As far as my own thoughts and opinions about this war, they are not exactly as black and white as a lot of people. I view this in terms of the bigger picture. It isn’t simply a matter of a former KGB Lieutenant Colonel who is trying to bring back the good old days of the Soviet Union, or of a country perceived to be strong waging war against the weak. This is a conflict that has been decades in the making, and NATO is just as much to blame for this as Russia. Once again, as they did in Afghanistan, NATO has done a great job at completely fouling things up, and the unfortunate thing is that innocent civilians are the ones who are paying the price and, yet again, it has been up to a group of private citizens, mostly veterans from NATO countries, who are stepping up to try to clean up this mess.
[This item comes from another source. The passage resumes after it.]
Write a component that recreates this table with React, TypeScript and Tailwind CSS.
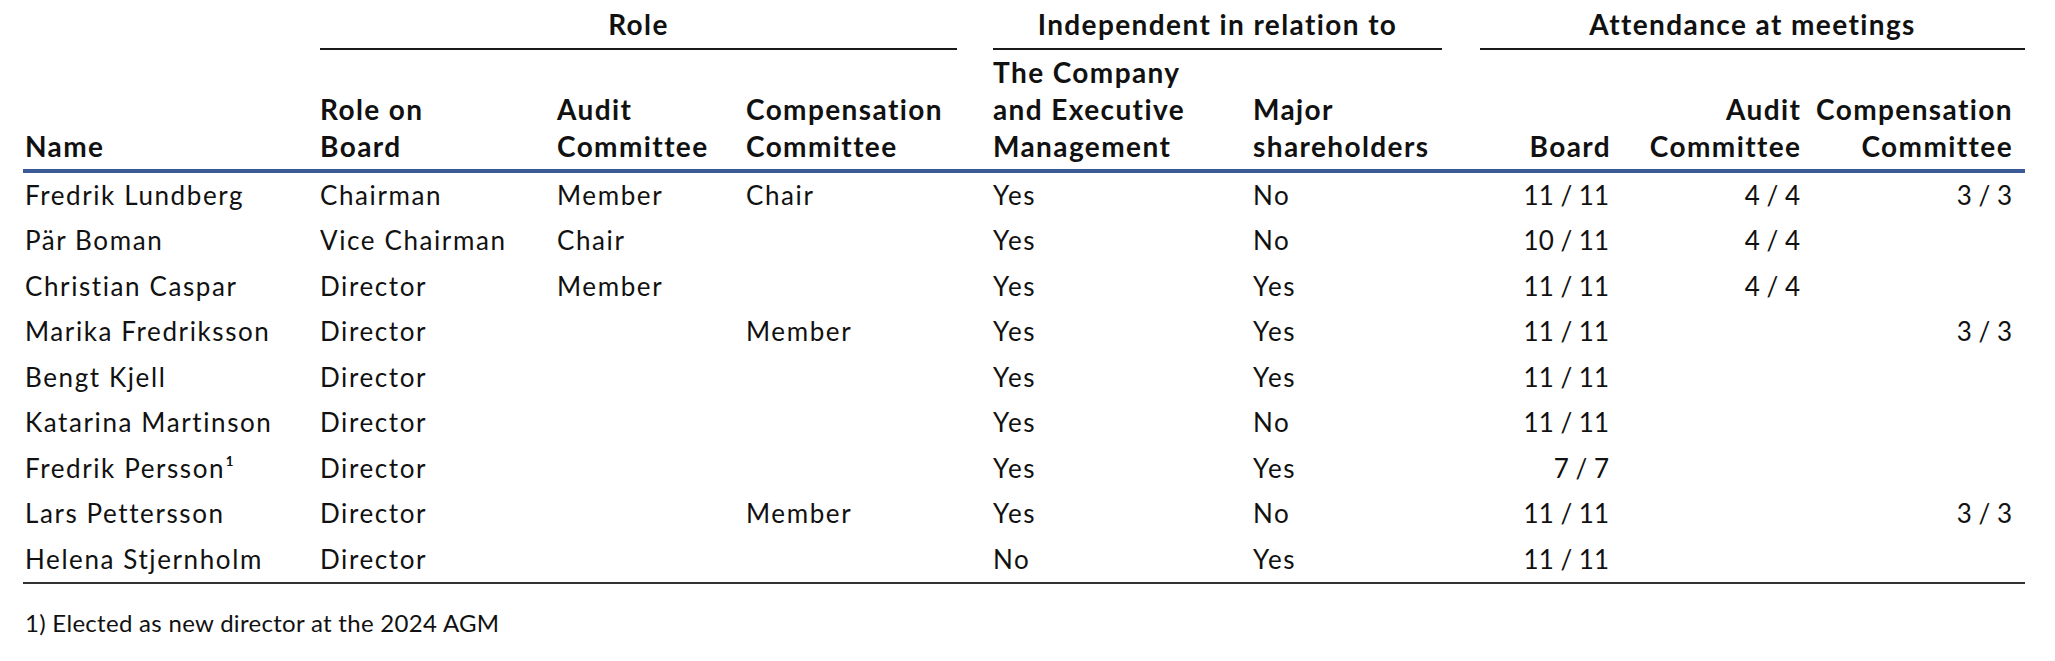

Having said that, the Russians haven’t exactly earned any sympathy from much of anyone, myself included, what with the laundry list of war crimes they seem to enjoy perpetrating.

My heart breaks for the Ukrainian people whose lives have been torn apart by the criminal aggression of the Russians. Canada is home to 1.4 million people of Ukrainian descent, which amounts to almost 4% of its total population, and the second-largest diaspora in the world next to Russia. At the turn of the 20th century, tens of thousands of Ukrainians were immigrating to Canada, settling in the prairie provinces of Alberta, Saskatchewan, and Manitoba. There they broke ground and established themselves in thriving communities like Vegreville, Alberta, which is home to one of the world’s largest pysankas, as well as numerous other cities and towns across the prairies.
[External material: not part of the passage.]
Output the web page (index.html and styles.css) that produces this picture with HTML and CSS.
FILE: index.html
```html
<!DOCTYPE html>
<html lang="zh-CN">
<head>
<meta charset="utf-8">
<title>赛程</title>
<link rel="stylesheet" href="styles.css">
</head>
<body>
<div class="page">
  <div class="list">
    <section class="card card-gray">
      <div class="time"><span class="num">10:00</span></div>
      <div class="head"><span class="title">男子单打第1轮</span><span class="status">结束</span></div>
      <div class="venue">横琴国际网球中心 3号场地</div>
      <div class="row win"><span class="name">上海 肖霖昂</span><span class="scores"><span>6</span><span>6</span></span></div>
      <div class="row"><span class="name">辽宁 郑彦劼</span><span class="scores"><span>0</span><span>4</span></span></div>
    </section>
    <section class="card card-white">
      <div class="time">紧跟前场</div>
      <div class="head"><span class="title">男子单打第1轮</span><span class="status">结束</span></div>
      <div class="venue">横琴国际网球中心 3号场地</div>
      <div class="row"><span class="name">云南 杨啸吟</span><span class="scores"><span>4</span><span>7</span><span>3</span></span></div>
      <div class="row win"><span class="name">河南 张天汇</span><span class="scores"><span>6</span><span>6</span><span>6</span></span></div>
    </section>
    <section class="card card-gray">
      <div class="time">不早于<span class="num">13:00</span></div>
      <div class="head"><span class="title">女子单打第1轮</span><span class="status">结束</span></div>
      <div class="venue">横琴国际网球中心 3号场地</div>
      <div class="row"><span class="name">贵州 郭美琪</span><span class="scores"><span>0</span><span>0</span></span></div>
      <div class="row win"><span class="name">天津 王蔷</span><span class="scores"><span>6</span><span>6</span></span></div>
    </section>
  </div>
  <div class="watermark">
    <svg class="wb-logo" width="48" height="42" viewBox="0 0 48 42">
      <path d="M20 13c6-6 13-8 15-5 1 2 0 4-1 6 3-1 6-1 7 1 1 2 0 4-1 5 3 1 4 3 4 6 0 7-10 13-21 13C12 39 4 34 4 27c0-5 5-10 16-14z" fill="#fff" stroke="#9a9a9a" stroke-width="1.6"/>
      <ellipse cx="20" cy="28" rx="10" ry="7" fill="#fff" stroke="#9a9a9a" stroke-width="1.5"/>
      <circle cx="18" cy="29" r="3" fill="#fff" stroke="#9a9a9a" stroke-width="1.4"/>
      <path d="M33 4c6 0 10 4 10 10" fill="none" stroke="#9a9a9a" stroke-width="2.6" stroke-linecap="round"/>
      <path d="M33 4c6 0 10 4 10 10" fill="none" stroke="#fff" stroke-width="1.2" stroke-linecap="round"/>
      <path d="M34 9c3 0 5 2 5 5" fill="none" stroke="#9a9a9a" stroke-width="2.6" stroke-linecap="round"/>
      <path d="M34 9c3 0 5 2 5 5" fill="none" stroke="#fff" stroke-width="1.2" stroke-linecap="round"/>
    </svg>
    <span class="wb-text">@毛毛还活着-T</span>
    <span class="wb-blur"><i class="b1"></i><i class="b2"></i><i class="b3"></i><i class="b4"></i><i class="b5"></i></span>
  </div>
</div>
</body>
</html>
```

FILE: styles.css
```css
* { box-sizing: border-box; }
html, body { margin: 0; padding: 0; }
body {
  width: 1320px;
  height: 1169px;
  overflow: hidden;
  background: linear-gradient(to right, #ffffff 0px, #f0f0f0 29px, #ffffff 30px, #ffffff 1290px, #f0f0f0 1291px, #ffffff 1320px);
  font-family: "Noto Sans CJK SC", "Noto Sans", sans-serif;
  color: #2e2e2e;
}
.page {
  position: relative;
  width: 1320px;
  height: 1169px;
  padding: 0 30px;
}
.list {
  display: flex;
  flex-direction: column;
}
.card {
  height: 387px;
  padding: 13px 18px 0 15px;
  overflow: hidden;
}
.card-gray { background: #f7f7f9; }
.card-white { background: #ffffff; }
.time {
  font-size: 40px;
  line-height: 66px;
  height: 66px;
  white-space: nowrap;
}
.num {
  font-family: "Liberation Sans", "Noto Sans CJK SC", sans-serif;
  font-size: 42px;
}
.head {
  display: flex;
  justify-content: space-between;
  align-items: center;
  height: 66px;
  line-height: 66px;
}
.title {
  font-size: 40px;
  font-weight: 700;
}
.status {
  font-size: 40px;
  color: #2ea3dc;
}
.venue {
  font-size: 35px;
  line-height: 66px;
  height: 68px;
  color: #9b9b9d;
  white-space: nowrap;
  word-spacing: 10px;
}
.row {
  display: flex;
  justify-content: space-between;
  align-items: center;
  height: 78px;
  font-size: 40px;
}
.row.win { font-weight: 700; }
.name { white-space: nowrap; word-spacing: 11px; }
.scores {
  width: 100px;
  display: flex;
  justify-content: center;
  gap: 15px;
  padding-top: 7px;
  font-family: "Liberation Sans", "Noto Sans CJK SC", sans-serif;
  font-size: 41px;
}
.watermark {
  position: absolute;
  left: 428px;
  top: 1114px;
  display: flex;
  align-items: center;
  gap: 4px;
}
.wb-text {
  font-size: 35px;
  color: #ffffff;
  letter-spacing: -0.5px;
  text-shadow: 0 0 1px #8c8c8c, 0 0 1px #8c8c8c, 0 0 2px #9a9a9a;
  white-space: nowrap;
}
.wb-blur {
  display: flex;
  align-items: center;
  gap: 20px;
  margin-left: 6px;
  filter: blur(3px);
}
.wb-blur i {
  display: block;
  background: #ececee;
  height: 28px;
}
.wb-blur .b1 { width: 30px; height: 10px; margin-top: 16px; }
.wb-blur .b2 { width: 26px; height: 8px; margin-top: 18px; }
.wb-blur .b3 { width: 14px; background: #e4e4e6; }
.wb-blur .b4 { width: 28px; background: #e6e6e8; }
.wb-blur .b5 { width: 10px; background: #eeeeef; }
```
Those who immigrated here back then were able to survive because of their natural bravery and resilience, the same bravery and resilience that has enabled them to fend off the Russian bear. Like many other Canadians, I stand by the side of the people of Ukraine in their time of greatest need and hope that peace will come sooner rather than later.

Life in photos.

My friend sent me a number of pictures that he has granted me permission to share with you, which I have edited in order to conceal the identities of those who appear in them. It is a unique look at what life is like for the Canadians who are far from home at their own expense to help train Ukrainian citizen-soldiers. I tip my hat to this group of guys and give them my utmost respect for what they are now doing. I, like many other Canadians, am so very proud of you for heading into a war zone in order to help the underdog stand up to the bully. Come home safe all of you.

Slava Ukraini!

3 thoughts on “Pictures From Ukraine

  1. Hello Derek:

    Thanks for the news fromUkraine. As an IT security practitioner, I would like you to be aware and mindful that there may exist some software that can reverse the photos to their original states, ie. show the faces of those in the pictures…

    Thank you.

    Happy Easter to everyone especially my Canadian veterans brothers in the front line…

    Stay safe and come home…


  2. I recieved a couple of texts from this source and am impressed with his taking the route less traveled. Most excellent news and all the best to him and others who have stepped yp and into the aid of others.